Optimization: Bypassed modules disconnect from signal chain, dropping CPU to zero for that module. AudioWorklet threads run at realtime priority, so CPU spikes are immediately audible as clicks/pops.

Will it drain my laptop battery?

Minimal impact. Audio DSP runs on CPU, not GPU, so battery drain is proportional to CPU usage (2-5% baseline).

On battery power, consider bypassing heavy modules (Linear Phase EQ, 4-band Multiband) to extend runtime.

Development & Contribution

Can I request features?

Yes. Open a feature request on GitHub Issues with the enhancement label.
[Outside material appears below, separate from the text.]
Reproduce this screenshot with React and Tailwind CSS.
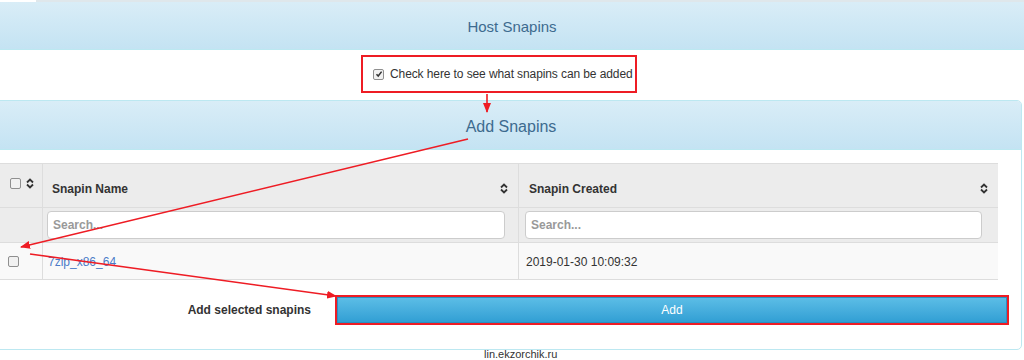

Describe the feature, use case, and why it would benefit users.

How do I report bugs?

Open an issue on GitHub Issues with:

  • Browser and version (Firefox or Chrome)
  • TabDSP version (visible in popup title or Changelog)
  • Website URL where bug occurs
  • Steps to reproduce
  • Console errors (F12 → Console tab, screenshot or copy/paste)

Updates & Installation

How do I update TabDSP?

Automatic updates: If installed via signed .xpi file, Firefox checks for updates automatically (every 24 hours by default).

Manual check: Go to about:addons → gear icon → "Check for Updates".

Update source: Updates are delivered automatically via the updates.json manifest hosted on GitHub Pages.

How do I update TabDSP on Chrome?

Chrome developer mode extensions don't auto-update. To update: download the latest source code, replace your existing tabdsp_extension folder, go to chrome://extensions, and click the reload button on TabDSP. Your settings and presets are preserved across updates.

Why did my settings disappear after updating Firefox?

If you installed TabDSP via "Load Temporary Add-on" (developer mode), settings are cleared on browser restart. This is expected Firefox behavior for temporary extensions.

Solution: Install the signed .xpi from the Downloads page. Signed extensions persist settings across restarts and updates.